Using a group of subjects who had been deaf from birth, and a group of hearing controls, Neville set up an experiment in which she told the participants to look straight ahead, and then she repeatedly flashed a light off to the side, where it could be seen only in the peripheral vision. Electrical responses to the flashes of light were two to three times higher in deaf brains than in hearing brains. Even more intriguing was the location of the response. It was not primarily over the visual cortex, “
which is where any well-behaved brain should be registering flashes of light,” wrote Sharon Begley when she described the experiment in her book,
Train Your Mind, Change Your Brain
. Instead, the responses were over the auditory cortex, which conventional wisdom said should be sitting dormant in a deaf person who heard no sound.

Captivated, Neville launched a series of studies trying to pin down what brain functions might have been enhanced in both deaf and blind subjects in examples of what researchers call “compensatory plasticity.” Those studies, which some of her postdoctoral fellows have gone on to pursue in their own laboratories, showed that for the deaf, enhancement came in two areas: peripheral vision and motion processing. In one study, for example, Neville had subjects watch a white square on a computer screen and try to detect which way it was moving. If the square was in the central field of vision, there was no difference between the deaf and the hearing. But in the periphery, the deaf were faster and more accurate than the hearing subjects. “All of the early studies had just studied the center,” says Neville.

In addition, those previous studies included people who had lost their hearing to meningitis or encephalitis. “They were dealing already with an altered brain,” she says dismissively. To avoid confounding variables like that, Neville tested groups of subjects, all of whom had deaf parents. Some subjects were deaf from birth. Others were their hearing siblings, who learned ASL as their first language but had no auditory deprivation. “You want to know what's due to auditory deprivation and what's due to visual and spatial language,” she explains. The brains of those hearing native signers did not show the same changes as their deaf brothers' and sisters'. “That's how we sorted it out,” says Neville, beaming. “It's beautiful, so beautiful!”

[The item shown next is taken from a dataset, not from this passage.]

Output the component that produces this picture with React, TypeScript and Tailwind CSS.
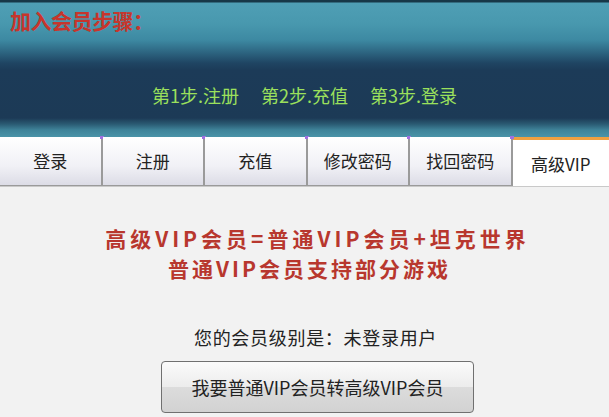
const tabs = ['登录', '注册', '充值', '修改密码', '找回密码'];

const font = { fontFamily: '"Noto Sans CJK SC", "Liberation Sans", sans-serif' };

export default function App() {
  return (
    <div className="w-[609px] h-[417px] overflow-hidden bg-[#f2f2f2] text-[#222]" style={font}>
      {/* Header banner */}
      <div className="h-[137px] flex flex-col bg-[linear-gradient(to_bottom,#173848_0px,#173848_2px,#4f9fb5_3px,#4898ae_24px,#3d89a2_40px,#2c637f_53px,#1f4563_63px,#1c3b58_70px,#1c3a56_118px,#2a5a72_124px,#3f8399_130px,#4a94a8_137px)]">
        <div className="pl-[10px] pt-[5px] text-[21px] leading-[30px] font-bold text-[#c7352c] tracking-[-0.5px]">
          加入会员步骤：
        </div>
        <div className="mt-[48px] flex justify-center gap-[22px] text-[18px] leading-[24px] text-[#9be05c]">
          <span>第1步.注册</span>
          <span>第2步.充值</span>
          <span>第3步.登录</span>
        </div>
      </div>

      {/* Tabs */}
      <div className="h-[50px] flex border-b border-[#c9c9c9]">
        {tabs.map((t) => (
          <div
            key={t}
            className="relative w-[102.5px] h-full flex items-center justify-center text-[17px] border-r-2 border-[#9a9a9a] border-b border-b-[#9a9a9a] bg-[linear-gradient(to_bottom,#ffffff,#f1f1f6_60%,#dcdce6)]"
          >
            {t}
            <span className="absolute -right-[3px] -top-[1px] w-[4px] h-[3px] bg-[#a070e0]" />
          </div>
        ))}
        <div className="flex-1 h-full flex items-center justify-center text-[17px] bg-white border-t-[3px] border-[#f0a040] pt-[2px]">
          高级VIP
        </div>
      </div>

      {/* Content */}
      <div className="flex flex-col items-center pt-[37px]">
        <div className="flex flex-col items-center gap-[1px] text-[21px] leading-[29px] font-bold text-[#b8372e]">
          <div className="tracking-[4px] pl-[26px]">高级VIP会员=普通VIP会员+坦克世界</div>
          <div className="tracking-[3px] pl-[10px]">普通VIP会员支持部分游戏</div>
        </div>
        <div className="mt-[42px] pl-[22px] text-[18px] leading-[24px] tracking-[0.7px] text-[#222]">您的会员级别是：未登录用户</div>
        <button className="mt-[12px] ml-[26px] w-[313px] h-[52px] rounded-[4px] border border-[#707070] bg-[linear-gradient(to_bottom,#fbfbfb,#ececec_50%,#dcdcdc_51%,#d2d2d2)] text-[18px] text-[#222]">
          我要普通VIP会员转高级VIP会员
        </button>
      </div>
    </div>
  );
}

She also wanted to explore in more detail the question of what parts of the brain deaf and blind people were using, a question that got easier to answer with the advent of functional MRI in the early 1990s. While EEGs are useful for indicating the timing of a response, fMRI does a better job of pinpointing its location. MRI, without the “functional” prefix, uses the magnetic field to take pictures inside the body and is used diagnostically by clinicians for all manner of injuries and illnesses. fMRI is different. It produces what is essentially an afterimage of neural activity by showing contrasting areas of blood flow in the brain. By watching how blood moves around the brain—or, more precisely, how the level of oxygen in the blood rises or falls—researchers can tell which areas of the brain are active during particular activities. When Neville looked at the brains of deaf and blind subjects with fMRI, it suddenly looked very much as if structure did not necessarily determine function. She found that signing deaf adults were using parts of the left temporal lobe, usually given over to spoken language in hearing people, for visual processing. They were still using that area of the brain for language, but it was a manual, visual language. In blind subjects, the reverse was true: They had enhanced auditory attention processing in certain areas of the visual cortex.

For a signing deaf person, capitalizing on unused portions of the brain makes sense. It seems likely that we start out with redundant connections between auditory and visual areas, and that they can be tweaked by experience, but that the overlap gradually decreases. If you want to use a cochlear implant, however, you need to maximize the auditory cortex's original purpose: hearing. What were the critical periods for the auditory cortex? After what point was it forever reorganized? Or was it? These were the questions Helen Neville proposed and other researchers set out to answer in the late 1990s, once they had enough subjects with cochlear implants to study the issue.